Does anybody have an explanation for what I'm seeing here and more importantly: is there any way to speed this up?
This is code signature caching at the vnode layer.
You can see this by first running:
sudo sysctl vm.cs_debug=1
log stream --process 0 --predicate 'sender == "AppleMobileFileIntegrity"'
If you recompile your dylib (or copy it and rename it back, or reboot the machine - just anything that clears the vnode cache), you will see that running ./loader
takes the same amount of time on both dlopen
calls, and you will see this in the log:
kernel: (AppleMobileFileIntegrity) AMFI: vnode_check_signature called with platform 1
kernel: (AppleMobileFileIntegrity) AMFI: '/private/tmp/aaa/mylib.dylib' has no CMS blob?
kernel: (AppleMobileFileIntegrity) AMFI: '/private/tmp/aaa/mylib.dylib': Unrecoverable CT signature issue, bailing out.
kernel: (AppleMobileFileIntegrity) AMFI: code signature validation failed.
kernel: (AppleMobileFileIntegrity) AMFI: vnode_check_signature called with platform 1
kernel: (AppleMobileFileIntegrity) AMFI: '/private/tmp/aaa/tmpfile' has no CMS blob?
kernel: (AppleMobileFileIntegrity) AMFI: '/private/tmp/aaa/tmpfile': Unrecoverable CT signature issue, bailing out.
kernel: (AppleMobileFileIntegrity) AMFI: code signature validation failed.
For any subsequent run, you will only see this for the second binary:
kernel: (AppleMobileFileIntegrity) AMFI: vnode_check_signature called with platform 1
kernel: (AppleMobileFileIntegrity) AMFI: '/private/tmp/aaa/tmpfile' has no CMS blob?
kernel: (AppleMobileFileIntegrity) AMFI: '/private/tmp/aaa/tmpfile': Unrecoverable CT signature issue, bailing out.
kernel: (AppleMobileFileIntegrity) AMFI: code signature validation failed.
So yeah, first time executable mappings are slow, thank you very much Tim Apple.
As for what you can do about it, you could either unload AMFI in its entirety, if you only care about getting the maximum performance out of your machine and don't need to run any day-to-day apps.

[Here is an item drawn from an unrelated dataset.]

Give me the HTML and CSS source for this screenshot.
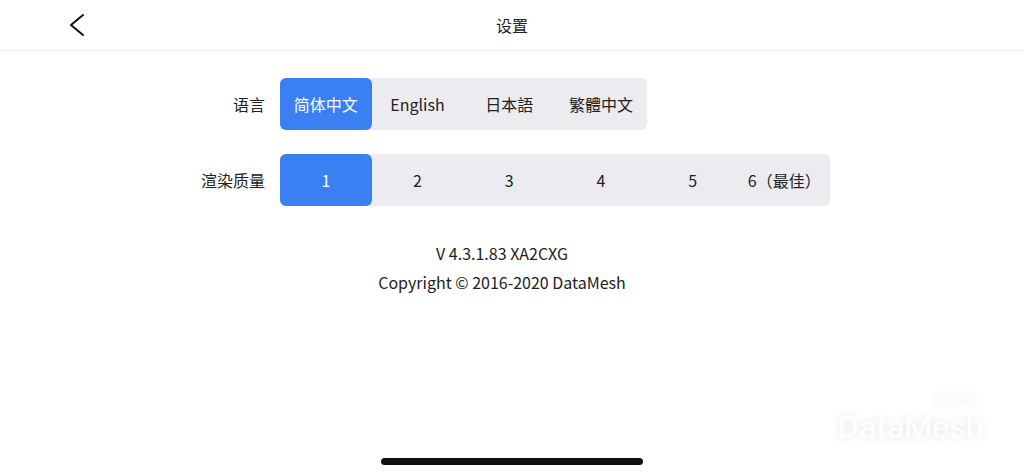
FILE: index.html
```html
<!DOCTYPE html>
<html lang="zh">
<head>
  <meta charset="UTF-8">
  <meta name="viewport" content="width=device-width, initial-scale=1.0">
  <title>设置</title>
  <link rel="stylesheet" href="styles.css">
</head>
<body>

  <div class="header">
    <button class="back" aria-label="返回">
      <svg width="18" height="24" viewBox="0 0 18 24">
        <path d="M15 2 L3 12 L15 22" fill="none" stroke="#111" stroke-width="2" stroke-linecap="round" stroke-linejoin="round"/>
      </svg>
    </button>
    <div class="title">设置</div>
  </div>

  <div class="settings">
    <div class="label">语言</div>
    <div class="segments">
      <div class="seg active">简体中文</div>
      <div class="seg">English</div>
      <div class="seg">日本語</div>
      <div class="seg">繁體中文</div>
    </div>

    <div class="label">渲染质量</div>
    <div class="segments">
      <div class="seg active">1</div>
      <div class="seg">2</div>
      <div class="seg">3</div>
      <div class="seg">4</div>
      <div class="seg">5</div>
      <div class="seg">6（最佳）</div>
    </div>
  </div>

  <div class="about">
    <p>V 4.3.1.83 XA2CXG</p>
    <p>Copyright © 2016-2020 DataMesh</p>
  </div>

  <div class="watermark">
    <span class="wm-small">数据孪生</span>
    <span class="wm-big">DataMesh</span>
  </div>

  <div class="home-bar"></div>

</body>
</html>
```

FILE: styles.css
```css
body {
  margin: 0;
  height: 475px;
  overflow: hidden;
  position: relative;
  background: #fff;
  color: #222;
  font-family: "Noto Sans CJK SC", "Noto Sans", sans-serif;
}

.header {
  height: 50px;
  border-bottom: 1px solid #f0f0f0;
  display: flex;
  align-items: center;
  justify-content: center;
  position: relative;
}

.back {
  position: absolute;
  left: 68px;
  top: 13px;
  padding: 0;
  border: none;
  background: none;
}

.title {
  font-size: 16px;
}

.settings {
  display: grid;
  grid-template-columns: 265px auto;
  column-gap: 15px;
  row-gap: 24px;
  align-items: center;
  justify-content: start;
  margin-top: 27px;
}

.label {
  text-align: right;
  font-size: 16px;
}

.segments {
  display: flex;
  background: #ebebf0;
  border-radius: 6px;
  justify-self: start;
}

.seg {
  width: 91.7px;
  height: 52px;
  display: flex;
  align-items: center;
  justify-content: center;
  font-size: 16px;
  border-radius: 6px;
}

.seg.active {
  background: #3b80f2;
  color: #fff;
}

.about {
  text-align: center;
  padding-right: 20px;
  margin-top: 33px;
  font-size: 16px;
}

.about p {
  margin: 0;
  line-height: 29px;
}

.watermark {
  position: absolute;
  left: 838px;
  top: 392px;
  display: flex;
  flex-direction: column;
  align-items: flex-end;
  color: #fff;
  text-shadow: 0 0 10px rgba(0, 0, 0, 0.12);
  font-family: Roboto, sans-serif;
}

.wm-small {
  font-size: 11px;
  margin-right: 4px;
}

.wm-big {
  font-size: 32px;
  line-height: 40px;
}

.home-bar {
  position: absolute;
  left: 381px;
  top: 458px;
  width: 262px;
  height: 7px;
  border-radius: 4px;
  background: #111;
}
```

To do that, you'd need to boot into recovery, enable boot-args with bputil -a
, and then disable AMFI via sudo nvram boot-args='amfi_get_out_of_my_way=1'
. But doing so will mark all processes as "platform" (Apple) processes, for which the system applies some tighter restrictions than for 3rd party processes, so this is likely to make some apps crash.

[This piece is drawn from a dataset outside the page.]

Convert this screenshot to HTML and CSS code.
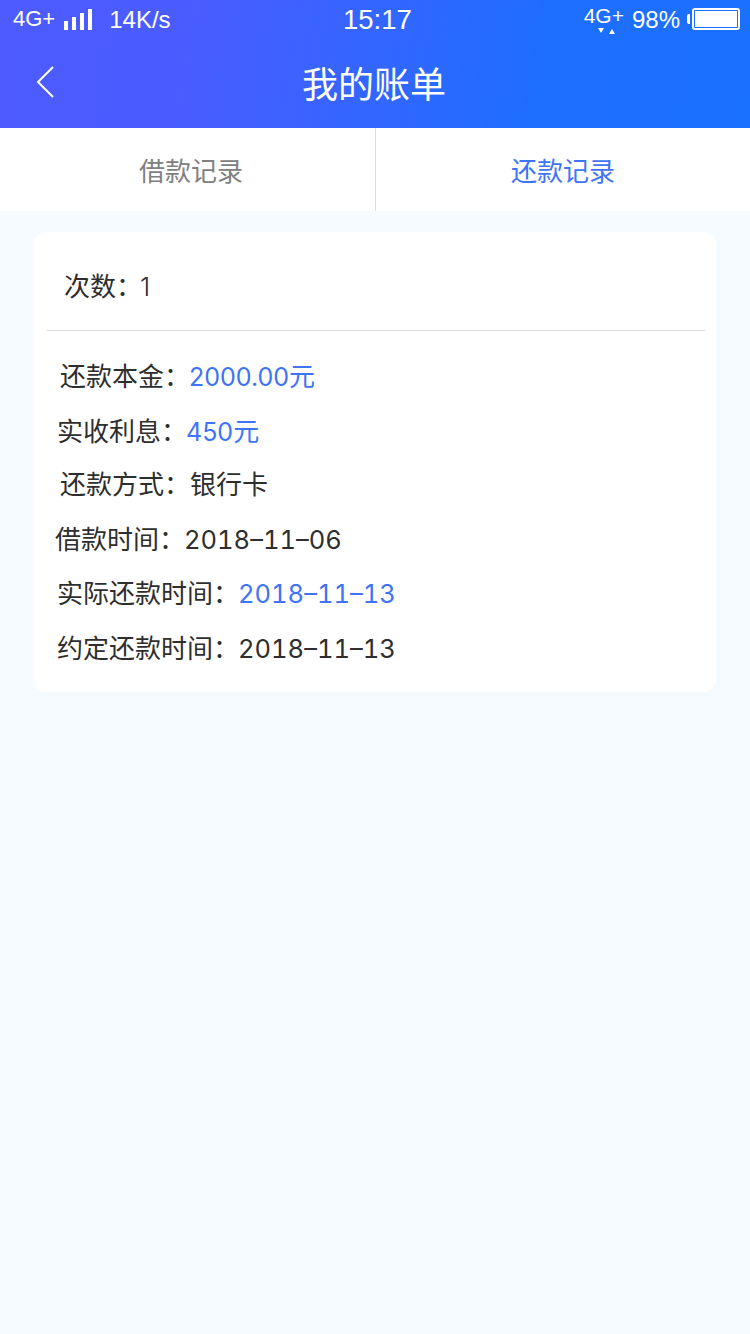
FILE: index.html
```html
<!DOCTYPE html>
<html lang="zh-CN">
<head>
    <meta charset="UTF-8">
    <meta name="viewport" content="width=device-width, initial-scale=1.0">
    <title>我的账单</title>
    <link rel="stylesheet" href="styles.css">
</head>
<body>
    <header class="top">
        <div class="status">
            <div class="status-left">
                <span class="small">4G+</span>
                <svg class="signal" width="30" height="22" viewBox="0 0 30 22">
                    <rect x="1" y="12" width="4" height="9" fill="#fff"/>
                    <rect x="9" y="8" width="4" height="13" fill="#fff"/>
                    <rect x="17" y="4" width="4" height="17" fill="#fff"/>
                    <rect x="25" y="0" width="4" height="21" fill="#fff"/>
                </svg>
                <span class="speed">14K/s</span>
            </div>
            <div class="clock">15:17</div>
            <div class="status-right">
                <span class="net">4G+<svg class="arrows" width="18" height="7" viewBox="0 0 18 7"><path d="M0 0h6L3 5zM11 6l3-5 3 5z" fill="#fff"/></svg></span>
                <span>98%</span>
                <span class="battery"><span class="battery-fill"></span></span>
            </div>
        </div>
        <div class="title-bar">
            <svg class="back" width="20" height="34" viewBox="0 0 20 34">
                <path d="M17 2 2 17l15 15" fill="none" stroke="#fff" stroke-width="2"/>
            </svg>
            <h1>我的账单</h1>
        </div>
    </header>

    <nav class="tabs">
        <div class="tab first">借款记录</div>
        <div class="tab active">还款记录</div>
    </nav>

    <main class="card">
        <div class="count">次数：<span class="one">1</span></div>
        <div class="rows">
            <div class="row r60">还款本金：<span class="amount blue">2000.00</span><span class="blue">元</span></div>
            <div class="row r57">实收利息：<span class="amount blue">450</span><span class="blue">元</span></div>
            <div class="row r60">还款方式：银行卡</div>
            <div class="row r56">借款时间：<span class="date">2018–11–06</span></div>
            <div class="row r57">实际还款时间：<span class="date blue">2018–11–13</span></div>
            <div class="row r57">约定还款时间：<span class="date">2018–11–13</span></div>
        </div>
    </main>
</body>
</html>
```

FILE: styles.css
```css
body {
    font-family: Inter, "Noto Sans CJK SC", sans-serif;
    background-color: #f6fbff;
    margin: 0;
    padding: 0;
    height: 1334px;
    overflow: hidden;
    color: #2e2e2e;
}

.top {
    height: 128px;
    background: linear-gradient(100deg, #4d5bff 0%, #4a5cff 25%, #1e6eff 72%, #1a70ff 100%);
    color: #fff;
}

.status {
    height: 40px;
    display: flex;
    align-items: center;
    justify-content: space-between;
    font-family: "Liberation Sans", sans-serif;
    font-size: 24px;
    position: relative;
}

.small {
    font-size: 22px;
    margin-top: -2px;
}

.status-left {
    display: flex;
    align-items: center;
    padding-left: 13px;
}

.signal {
    margin-left: 8px;
}

.speed {
    margin-left: 16px;
}

.clock {
    position: absolute;
    left: 343px;
    top: 4px;
    font-size: 27.5px;
}

.status-right {
    display: flex;
    align-items: center;
    padding-right: 10px;
}

.net {
    position: relative;
    font-size: 21px;
    margin-right: 8px;
    margin-top: -8px;
}

.arrows {
    position: absolute;
    left: 14px;
    top: 24px;
}

.battery {
    display: block;
    width: 42px;
    height: 16px;
    margin-left: 12px;
    margin-top: -2px;
    border: 2px solid #fff;
    border-radius: 3px;
    padding: 1px;
    position: relative;
}

.battery::before {
    content: "";
    position: absolute;
    left: -7px;
    top: 4px;
    width: 3px;
    height: 10px;
    background-color: #fff;
    border-radius: 2px 0 0 2px;
}

.battery-fill {
    display: block;
    height: 100%;
    background-color: #fff;
}

.title-bar {
    height: 88px;
    display: flex;
    align-items: center;
    justify-content: center;
    position: relative;
    padding-right: 2px;
}

.title-bar h1 {
    margin: -4px 0 0;
    font-size: 36px;
    font-weight: 400;
}

.back {
    position: absolute;
    left: 36px;
    top: 25px;
}

.tabs {
    display: flex;
    height: 83px;
    background-color: #fff;
}

.tab {
    flex: 0 0 50%;
    box-sizing: border-box;
    display: flex;
    align-items: center;
    justify-content: center;
    font-size: 26px;
    color: #808080;
}

.tab.first {
    padding-left: 7px;
}

.tab.active {
    color: #3e74f5;
    border-left: 1px solid #dcdcdc;
}

.card {
    margin: 21px 34px 0;
    height: 460px;
    background-color: #fff;
    border-radius: 12px;
    padding: 0 11px 0 13px;
}

.count {
    height: 98px;
    line-height: 110px;
    padding-left: 17px;
    font-size: 26px;
    border-bottom: 1px solid #dcdcdc;
}

.one {
    font-weight: 300;
    margin-left: -2px;
}

.rows {
    padding-top: 19px;
}

.row {
    height: 54px;
    line-height: 54px;
    font-size: 26px;
}

.row:nth-child(odd) {
    height: 55px;
}

.row:nth-child(2) {
    height: 53px;
}

.row:nth-child(3) {
    height: 55px;
}

.amount {
    font-size: 25px;
    margin-left: -1px;
}

.date {
    font-size: 25.5px;
    font-variant-numeric: tabular-nums;
    margin-left: -1px;
}

.r60 {
    padding-left: 13px;
}

.r57 {
    padding-left: 10px;
}

.r56 {
    padding-left: 8px;
}

.blue {
    color: #3e74f5;
}
```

Other than that, you could of course pre-load the code signature cache, either by parsing the Mach-O header, finding the code signature offset, and calling fcntl(F_ADDFILESIGS, ...)
with it like dyld does, or by simply calling dlopen
like you already do... but of course that only moves the operation elsewhere, and doesn't get rid of it.